The conclusion I came to was "no, you cannot do it in the general case
of byte-wise binary diffs"[2].  Conceptually, it's not too difficult. For
example, if we know we have copied up to byte X from the source tree,
then we skip to byte Y, we know that bytes Y-X did not make it, and are
a deletion of entries. If those fall on whole-entry boundaries, it's
pretty simple. But of course we have no guarantee that they do in a
byte-wise diff. E.g., if entry "foo" changes its sha1, then we will
generally copy up to and including the "foo\0" from the source, and then
insert our own new sha1. Which means we need to walk backwards from
point "Y" to find the filename of the entry we are in.
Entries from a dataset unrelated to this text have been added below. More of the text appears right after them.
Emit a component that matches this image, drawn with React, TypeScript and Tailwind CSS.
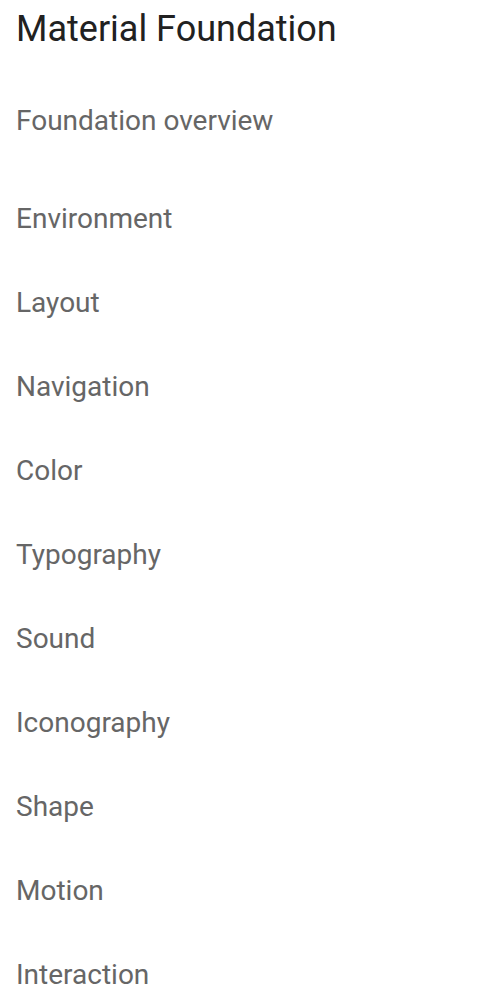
export default function App() {
  const items = [
    "Environment",
    "Layout",
    "Navigation",
    "Color",
    "Typography",
    "Sound",
    "Iconography",
    "Shape",
    "Motion",
    "Interaction",
  ];
  return (
    <div className="w-[484px] h-[1006px] overflow-hidden bg-white pl-4" style={{ fontFamily: "Roboto, sans-serif" }}>
      <div className="text-[36px] leading-[58px] text-[#212121]">Material Foundation</div>
      <div className="mt-[21px] text-[28px] leading-[84px] text-[#666666]">Foundation overview</div>
      <div className="mt-[14px] flex flex-col">
        {items.map((t) => (
          <div key={t} className="text-[28px] leading-[84px] text-[#666666]">
            {t}
          </div>
        ))}
      </div>
    </div>
  );
}
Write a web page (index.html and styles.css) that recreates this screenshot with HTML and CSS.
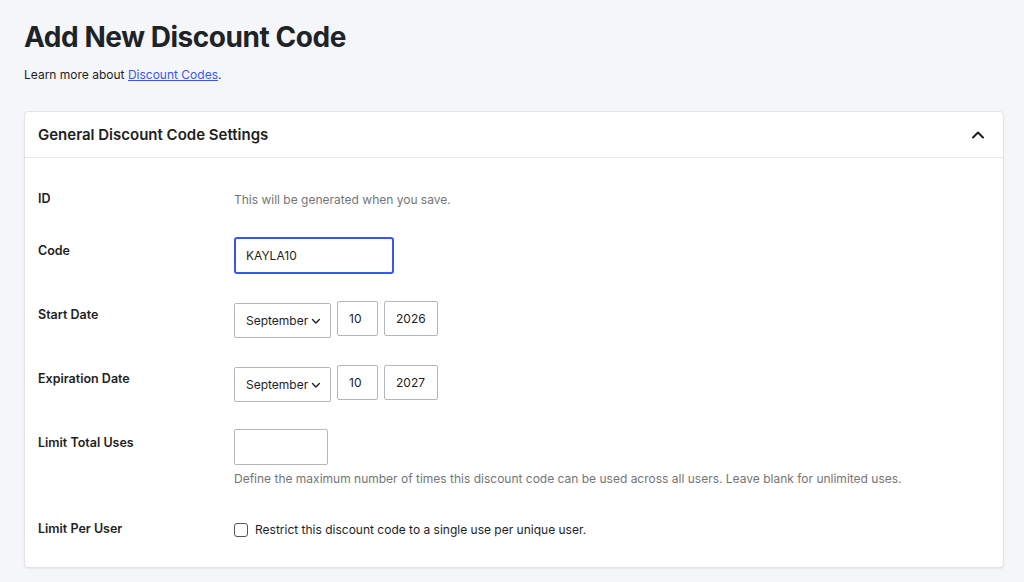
FILE: index.html
```html
<!DOCTYPE html>
<html lang="en">
<head>
<meta charset="utf-8">
<title>Add New Discount Code</title>
<link rel="stylesheet" href="styles.css">
</head>
<body>
<div class="page">
  <h1 class="title">Add New Discount Code</h1>
  <p class="intro">Learn more about <a href="#" class="link">Discount Codes</a>.</p>

  <section class="card">
    <header class="card-head">
      <h2 class="card-title">General Discount Code Settings</h2>
      <svg class="chev-up" width="14" height="14" viewBox="0 0 14 14" aria-hidden="true"><path d="M2 9.5 L7 4.5 L12 9.5" fill="none" stroke="#1e1e1e" stroke-width="2" stroke-linecap="round" stroke-linejoin="round"/></svg>
    </header>
    <div class="card-body">
      <div class="row">
        <div class="label label-text">ID</div>
        <div class="field"><span class="muted line">This will be generated when you save.</span></div>
      </div>
      <div class="row">
        <div class="label label-input">Code</div>
        <div class="field"><div class="input input-code focus">KAYLA10</div></div>
      </div>
      <div class="row">
        <div class="label label-input">Start Date</div>
        <div class="field date">
          <div class="input select">September<svg class="chev-down" width="10" height="10" viewBox="0 0 10 10" aria-hidden="true"><path d="M1.5 3.5 L5 7 L8.5 3.5" fill="none" stroke="#1e1e1e" stroke-width="1.4" stroke-linecap="round" stroke-linejoin="round"/></svg></div>
          <div class="input day">10</div>
          <div class="input year">2026</div>
        </div>
      </div>
      <div class="row">
        <div class="label label-input">Expiration Date</div>
        <div class="field date">
          <div class="input select">September<svg class="chev-down" width="10" height="10" viewBox="0 0 10 10" aria-hidden="true"><path d="M1.5 3.5 L5 7 L8.5 3.5" fill="none" stroke="#1e1e1e" stroke-width="1.4" stroke-linecap="round" stroke-linejoin="round"/></svg></div>
          <div class="input day">10</div>
          <div class="input year">2027</div>
        </div>
      </div>
      <div class="row">
        <div class="label label-input">Limit Total Uses</div>
        <div class="field">
          <div class="input input-limit"></div>
          <p class="muted desc">Define the maximum number of times this discount code can be used across all users. Leave blank for unlimited uses.</p>
        </div>
      </div>
      <div class="row">
        <div class="label label-text">Limit Per User</div>
        <div class="field check-line">
          <span class="checkbox"></span>
          <span class="check-text">Restrict this discount code to a single use per unique user.</span>
        </div>
      </div>
    </div>
  </section>
</div>
</body>
</html>
```

FILE: styles.css
```css
* { box-sizing: border-box; }
html, body { margin: 0; padding: 0; }
body {
  background: #f5f6f9;
  font-family: Inter, "Noto Sans", "Liberation Sans", sans-serif;
  color: #1e1e1e;
  font-size: 12px;
}
.page {
  padding: 19px 20px 16px 24px;
}
.title {
  margin: 0;
  font-size: 28px;
  line-height: 36px;
  font-weight: 700;
  letter-spacing: -0.45px;
  color: #1d2327;
}
.intro {
  margin: 11px 0 0;
  line-height: 18px;
  font-size: 12px;
  color: #1e1e1e;
}
.link { color: #3858e9; text-decoration: underline; }
.card {
  margin-top: 27px;
  background: #fff;
  border: 1px solid #e2e3e6;
  border-radius: 4px;
  box-shadow: 0 1px 2px rgba(0,0,0,0.06);
}
.card-head {
  height: 46px;
  padding: 0 18px 0 13px;
  display: flex;
  align-items: center;
  justify-content: space-between;
  border-bottom: 1px solid #e6e7ea;
}
.card-title {
  margin: 0;
  font-size: 15px;
  font-weight: 600;
  color: #1e1e1e;
}
.chev-up { display: block; }
.card-body {
  padding: 31px 13px 27px;
  display: flex;
  flex-direction: column;
  gap: 27px;
}
.row {
  display: flex;
  align-items: flex-start;
}
.label {
  width: 196px;
  flex: none;
  font-weight: 600;
  font-size: 12.5px;
  line-height: 20px;
}
.label-input { padding-top: 4px; }
.field { flex: 1; }
.line { display: block; line-height: 21px; }
.muted { color: #757575; }
.input {
  display: flex;
  align-items: center;
  height: 35px;
  border: 1px solid #b4b6ba;
  border-radius: 2px;
  padding: 0 11px;
  font-size: 12px;
  color: #1e1e1e;
  background: #fff;
}
.input-code { width: 160px; height: 37px; padding: 0 10px; }
.focus { border: 2px solid #3858e9; border-radius: 3px; }
.date { display: flex; gap: 6px; align-items: flex-start; }
.select { width: 97px; margin-top: 2px; padding: 0 9px 0 11px; gap: 3px; }
.chev-down { display: block; }
.day { width: 41px; }
.year { width: 54px; }
.input-limit { width: 94px; height: 36px; }
.desc {
  margin: 4px 0 3px;
  line-height: 20px;
  font-size: 12px;
}
.check-line {
  display: flex;
  align-items: center;
  gap: 7px;
  height: 21px;
}
.checkbox {
  width: 14px;
  height: 14px;
  border: 1px solid #50575e;
  border-radius: 3px;
  background: #fff;
  flex: none;
}
.check-text { color: #1e1e1e; line-height: 20px; }
```
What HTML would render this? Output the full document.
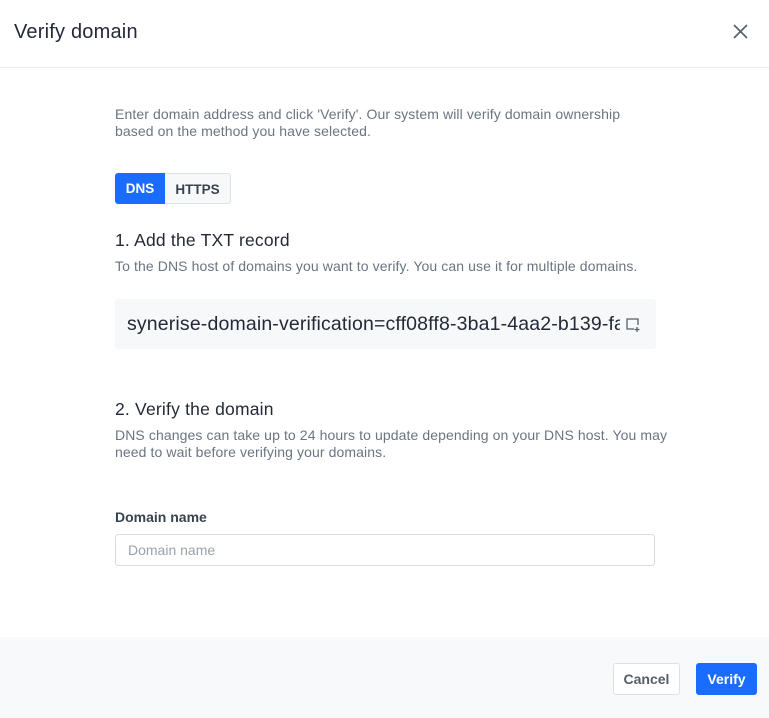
<!DOCTYPE html>
<html><head><style>
*{box-sizing:border-box;margin:0;padding:0}
body{width:769px;height:718px;background:#fff;font-family:"Liberation Sans",sans-serif;color:#384350;position:relative;overflow:hidden}
.hdr{height:68px;border-bottom:1px solid #e9edee;position:relative}
.hdr h1{position:absolute;left:14px;top:21px;font-size:20px;font-weight:normal;color:#232936;letter-spacing:0.2px}
.x{position:absolute;left:733px;top:24px}
.c{position:absolute;left:115px;width:540px}
p{font-size:14px;line-height:17px;color:#6a7580;letter-spacing:0.1px}
h2{font-size:17.5px;font-weight:normal;color:#232936;letter-spacing:0.2px}
.tabs{position:absolute;left:115px;top:173px;display:flex}
.tabs div{height:31px;line-height:31px;font-size:13.5px;font-weight:bold;padding:0 12px}
.code{position:absolute;left:115px;top:299px;width:541px;height:50px;background:#f7f8f9;border-radius:3px;font-size:19.5px;line-height:50px;padding-left:12px;color:#232936;overflow:hidden;white-space:nowrap;letter-spacing:0.15px}
.inp{position:absolute;left:115px;top:534px;width:540px;height:32px;border:1px solid #d7dce0;border-radius:3px;font-size:14px;color:#9aa3ab;line-height:30px;padding-left:12px}
.ft{position:absolute;left:0;top:637px;width:769px;height:81px;background:#f8f9fa}
.btn{position:absolute;top:663px;height:32px;line-height:30px;font-size:14px;font-weight:bold;border-radius:3px;text-align:center}
</style></head><body>
<div class="hdr"><h1>Verify domain</h1>
<svg class="x" width="15" height="15" viewBox="0 0 15 15"><path d="M1 1L14 14M14 1L1 14" stroke="#555e68" stroke-width="1.6"/></svg></div>
<p class="c" style="top:106px">Enter domain address and click 'Verify'. Our system will verify domain ownership based on the method you have selected.</p>
<div class="tabs"><div style="background:#1a6cff;color:#fff;border-radius:3px 0 0 3px;width:50px;padding:0;text-align:center">DNS</div><div style="border:1px solid #dde1e4;border-left:none;background:#f7f8f9;color:#384350;border-radius:0 3px 3px 0;width:66px;padding:0;text-align:center">HTTPS</div></div>
<h2 class="c" style="top:230px">1. Add the TXT record</h2>
<p class="c" style="top:258px;width:560px">To the DNS host of domains you want to verify. You can use it for multiple domains.</p>
<div class="code">synerise-domain-verification=cff08ff8-3ba1-4aa2-b139-fa</div>
<div style="position:absolute;left:620px;top:300px;width:35px;height:48px;background:#f7f8f9"></div>
<svg style="position:absolute;left:625px;top:317px" width="16" height="16" viewBox="0 0 16 16"><path d="M9 12H2V2h11v6M12 10v5M9.5 12.5h5" stroke="#555e68" stroke-width="1.3" fill="none"/></svg>
<h2 class="c" style="top:399px">2. Verify the domain</h2>
<p class="c" style="top:427px;width:560px">DNS changes can take up to 24 hours to update depending on your DNS host. You may<br>need to wait before verifying your domains.</p>
<div class="c" style="top:509px;font-size:14px;font-weight:bold;color:#384350">Domain name</div>
<div class="inp">Domain name</div>
<div class="ft"></div>
<div class="btn" style="left:613px;width:67px;border:1px solid #dde1e4;background:#fff;color:#555e68">Cancel</div>
<div class="btn" style="left:696px;width:61px;background:#1a6cff;color:#fff;line-height:32px">Verify</div>
</body></html>
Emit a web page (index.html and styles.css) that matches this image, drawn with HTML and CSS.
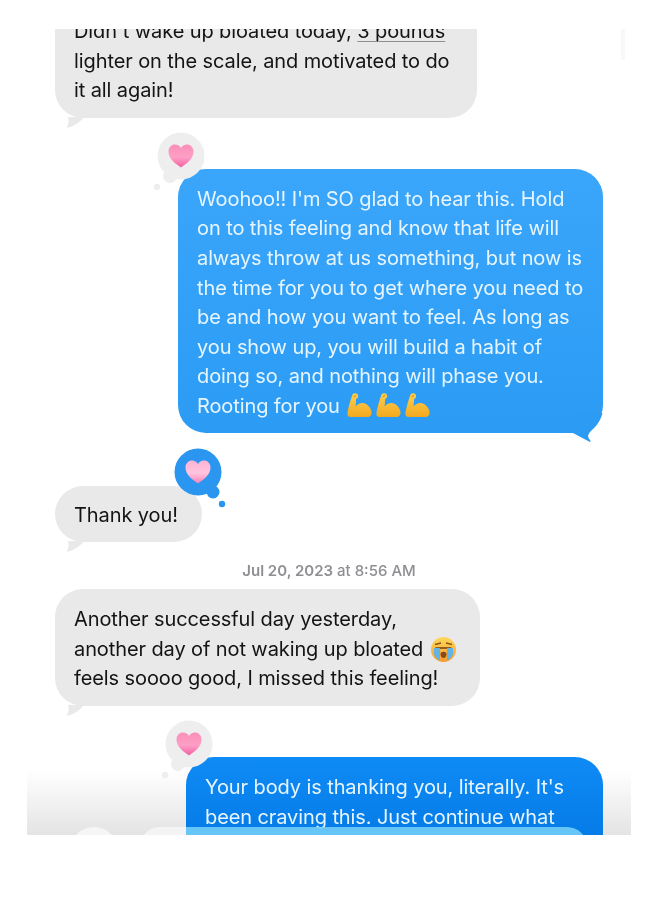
FILE: index.html
```html
<!DOCTYPE html>
<html lang="en">
<head>
  <meta charset="UTF-8" />
  <meta name="viewport" content="width=device-width, initial-scale=1.0"/>
  <title>Messages</title>
  <link rel="stylesheet" href="styles.css">
</head>
<body>
  <svg class="defs" width="0" height="0" aria-hidden="true">
    <defs>
      <linearGradient id="heartPink" x1="0" y1="0" x2="0" y2="1">
        <stop offset="0" stop-color="#fb8fb8"/>
        <stop offset="0.55" stop-color="#fd9fc6"/>
        <stop offset="1" stop-color="#f35fa2"/>
      </linearGradient>
      <linearGradient id="heartLight" x1="0" y1="0" x2="0" y2="1">
        <stop offset="0" stop-color="#fdb4d4"/>
        <stop offset="0.55" stop-color="#ffc4de"/>
        <stop offset="1" stop-color="#f782b8"/>
      </linearGradient>
      <linearGradient id="gold" x1="0" y1="0" x2="0" y2="1">
        <stop offset="0" stop-color="#ffcf4d"/>
        <stop offset="1" stop-color="#f3a91f"/>
      </linearGradient>
      <linearGradient id="faceYellow" x1="0" y1="0" x2="0" y2="1">
        <stop offset="0" stop-color="#ffd95c"/>
        <stop offset="1" stop-color="#f59a2c"/>
      </linearGradient>
      <symbol id="heart" viewBox="0 0 26 24">
        <path d="M13 23.500C8 20 .5 15 .5 7.500.5 3.200 3.600.5 7 .5c2.700 0 4.800 1.400 6 3.600C14.200 1.900 16.300.5 19 .5c3.400 0 6.500 2.700 6.500 7 0 7.500-7.500 12.500-12.500 16z"/>
      </symbol>
      <symbol id="muscle" viewBox="0 0 26 26">
        <path d="M6 1.500C8 0 11 .5 11.500 3 12 5 10.500 6.500 9.500 6.500L9 14.500C11 12 14 10.500 17 11 21 11.700 25 16 25.500 20.500 25.800 23.500 24 25.500 21 25.500L4 25.500C1.500 25.500 0 24 .5 21 1.500 15 3.500 8 6 1.500z" fill="url(#gold)"/>
        <path d="M7 4.500l2.500-1.500" stroke="#c9821a" stroke-width="1" fill="none"/>
      </symbol>
    </defs>
  </svg>

  <main class="thread">
    <span class="scrollbar"></span>

    <div class="msg first">
      <div class="bubble in">
        <p>Didn't wake up bloated today, <span class="link">3 pounds</span> lighter on the scale, and motivated to do it all again!</p>
        <svg class="tail tail-in" width="24" height="12" viewBox="0 0 24 12"><path d="M2 0C3 4 3 7 1 9.500.5 10.500 1 11 2 10.500 8 9 12 7 18 0z"/></svg>
      </div>
    </div>

    <div class="msg out-row long">
      <div class="bubble out">
        <svg class="reaction grey-react" width="56" height="62" viewBox="0 0 56 62">
          <circle cx="28" cy="24" r="23.500"/><circle cx="17" cy="44" r="7"/><circle cx="4" cy="55" r="3.200"/>
          <use href="#heart" x="15" y="12" width="26" height="24" fill="url(#heartPink)"/>
        </svg>
        <p>Woohoo!! I'm SO glad to hear this. Hold on to this feeling and know that life will always throw at us something, but now is the time for you to get where you need to be and how you want to feel. As long as you show up, you will build a habit of doing so, and nothing will phase you. Rooting for you <span class="emojis"><svg class="emoji" width="25" height="26" role="img" aria-label="flexed biceps"><use href="#muscle"/></svg><svg class="emoji" width="25" height="26" role="img" aria-label="flexed biceps"><use href="#muscle"/></svg><svg class="emoji" width="25" height="26" role="img" aria-label="flexed biceps"><use href="#muscle"/></svg></span></p>
        <svg class="tail tail-out" width="36" height="30" viewBox="0 0 36 30"><path d="M4 20 20 28.500C21.500 29.500 22 28.500 21 27 18 23.500 19 21 22 18 26 14 31 10 33.500 0L10 0z"/></svg>
      </div>
    </div>

    <div class="msg thanks">
      <div class="bubble in short">
        <p>Thank you!</p>
        <svg class="tail tail-in" width="24" height="12" viewBox="0 0 24 12"><path d="M2 0C3 4 3 7 1 9.500.5 10.500 1 11 2 10.500 8 9 12 7 18 0z"/></svg>
        <svg class="reaction blue-react" width="56" height="62" viewBox="0 0 56 62">
          <circle cx="28" cy="24" r="23.500"/><circle cx="43" cy="44" r="6.500"/><circle cx="52" cy="56" r="3.200"/>
          <use href="#heart" x="15" y="12" width="26" height="24" fill="url(#heartLight)"/>
        </svg>
      </div>
    </div>

    <div class="stamp"><b>Jul 20, 2023</b> at 8:56 AM</div>

    <div class="msg">
      <div class="bubble in mid">
        <p>Another successful day yesterday, another day of not waking up bloated <svg class="emoji cry" width="25" height="25" viewBox="0 0 25 25" role="img" aria-label="crying face"><circle cx="12.500" cy="12.500" r="12.500" fill="url(#faceYellow)"/><path d="M4 7.500 10 6M21 7.500 15 6" stroke="#8a5a12" stroke-width="1.400" fill="none"/><path d="M4.500 11h16" stroke="#7a4a10" stroke-width="1.600"/><path d="M9.500 17c0-3 6-3 6 0 0 2-1 4-3 4s-3-2-3-4z" fill="#8a4a14"/><path d="M3 11h6v12.500C6.500 22.500 4 20 3 17zM16 11h6v6c-1 3-3.500 5.500-6 6.500z" fill="#63b4e6"/></svg> feels soooo good, I missed this feeling!</p>
        <svg class="tail tail-in" width="24" height="12" viewBox="0 0 24 12"><path d="M2 0C3 4 3 7 1 9.500.5 10.500 1 11 2 10.500 8 9 12 7 18 0z"/></svg>
      </div>
    </div>

    <div class="msg out-row reply">
      <div class="bubble out dark">
        <svg class="reaction grey-react" width="56" height="62" viewBox="0 0 56 62">
          <circle cx="28" cy="24" r="23.500"/><circle cx="17" cy="44" r="7"/><circle cx="4" cy="55" r="3.200"/>
          <use href="#heart" x="15" y="12" width="26" height="24" fill="url(#heartPink)"/>
        </svg>
        <p>Your body is thanking you, literally. It's been craving this. Just continue what you're doing and you'll feel great</p>
      </div>
    </div>

    <div class="composer">
      <span class="plus"></span>
      <span class="input"></span>
    </div>
  </main>
</body>
</html>
```

FILE: styles.css
```css
* {
  margin: 0;
  padding: 0;
  box-sizing: border-box;
}

body {
  background: #fff;
  font-family: Inter, 'Liberation Sans', sans-serif;
}

.defs {
  position: absolute;
}

.thread {
  position: relative;
  width: 604px;
  height: 806px;
  margin: 29px 0 0 27px;
  overflow: hidden;
  padding: 0 28px;
  background: linear-gradient(rgba(230, 230, 230, 0), #e4e4e4) bottom / 100% 65px no-repeat;
  filter: blur(0.35px);
}

.scrollbar {
  position: absolute;
  top: 0;
  right: 6px;
  width: 4px;
  height: 31px;
  background: #f8f8f8;
}

.msg {
  display: flex;
  margin-top: 51px;
}

.msg.first {
  margin-top: -27px;
}

.msg.out-row {
  justify-content: flex-end;
}

.msg.thanks {
  margin-top: 53px;
}

.bubble {
  position: relative;
  padding: 15px 19px 12px;
  border-radius: 28px;
  font-size: 20px;
  line-height: 29.6px;
  letter-spacing: -0.1px;
}

.bubble p {
  position: relative;
}

.in {
  width: 422px;
  background: #e9e9e9;
  color: #141416;
}

.in.short {
  width: 147px;
}

.in.mid {
  width: 425px;
  padding-top: 16px;
}

.out {
  width: 425px;
  padding-top: 16px;
  padding-bottom: 11px;
  background: linear-gradient(#3aa6fb, #2b9bf4);
  color: #e6f5ff;
}

.out.dark {
  width: 417px;
  background: linear-gradient(#0f8bf6, #0074e0);
}

.link {
  text-decoration: underline;
  text-decoration-color: #8e8e93;
  text-underline-offset: 3px;
  text-decoration-thickness: 1px;
}

.tail {
  position: absolute;
  display: block;
}

.tail-in {
  left: 11px;
  bottom: -11px;
  fill: #e9e9e9;
}

.tail-out {
  right: -2px;
  bottom: -10px;
  fill: #2b9bf4;
}

.reaction {
  position: absolute;
  left: -25px;
  top: -37px;
}

.grey-react {
  fill: #eeeeee;
}

.blue-react {
  left: 115px;
  top: -38px;
  fill: #2b96f0;
}

.emoji {
  vertical-align: -6px;
}

.cry {
  margin-left: 2px;
}

.emojis {
  display: inline-flex;
  gap: 4px;
  vertical-align: -5px;
  margin-left: 2px;
}

.stamp {
  margin-top: 19px;
  text-align: center;
  font-size: 15px;
  line-height: 20px;
  color: #8e8e93;
  font-weight: 500;
}

.stamp b {
  font-weight: 600;
}

.stamp + .msg {
  margin-top: 8px;
}

.composer {
  position: absolute;
  left: 0;
  right: 0;
  bottom: 0;
  height: 65px;
}

.plus {
  position: absolute;
  left: 43px;
  top: 57px;
  width: 48px;
  height: 48px;
  border-radius: 50%;
  background: #f6f6f6;
}

.input {
  position: absolute;
  left: 113px;
  top: 57px;
  width: 447px;
  height: 40px;
  border-radius: 20px;
  background: linear-gradient(90deg, #f4f4f4 46px, rgba(120, 210, 250, 0.85) 46px);
}
```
Or worse, the
sha1s might share one or more leading bytes, and that would be part of
the copy, too.

So in short, we may end up anywhere within a tree object and need to
walk backwards to the start of the entry. But we cannot walk backwards
looking for a NUL, because it may also be part of a sha1. You can only
reliably parse a git tree by starting at the beginning of the stream and
going forwards[3].

If we knew that our deltas were always produced on entry-boundaries (a
"character" in your description above), this would be much simpler.

Maybe this is all stuff you already thought through, but if not, food
for thought. :)

-Peff

[1] Of course there are other reachability checks besides packing, like
    git-prune. But all of those are even better sped up by using
    reachability bitmaps. Packing, as the place where we generate the
    bitmaps, and which is sensitive to things like traversal order,
    remains the place where we will always need to actually walk.

[2] One option, of course, is to generate byte-wise deltas, but with a
    promise to always align them on entry boundaries. I'm tempted by
    this, because the result would be readable by existing packv2
    readers. We'd have to set a flag somewhere that indicates the pack
    was written with this property, though.

[3] I suspect you could come up with some heuristic that finds tree
    entry boundaries with high probability, and in the low probability
    case does not produce a wrong answer, but instead has to walk all
    the way back to the beginning of the tree. That would be fine here.
    But frankly, this "walk backwards" thing was just the straw that
    broke the camel's back for me in working on this. Handling all the
    possible cases was ending up quite complicated.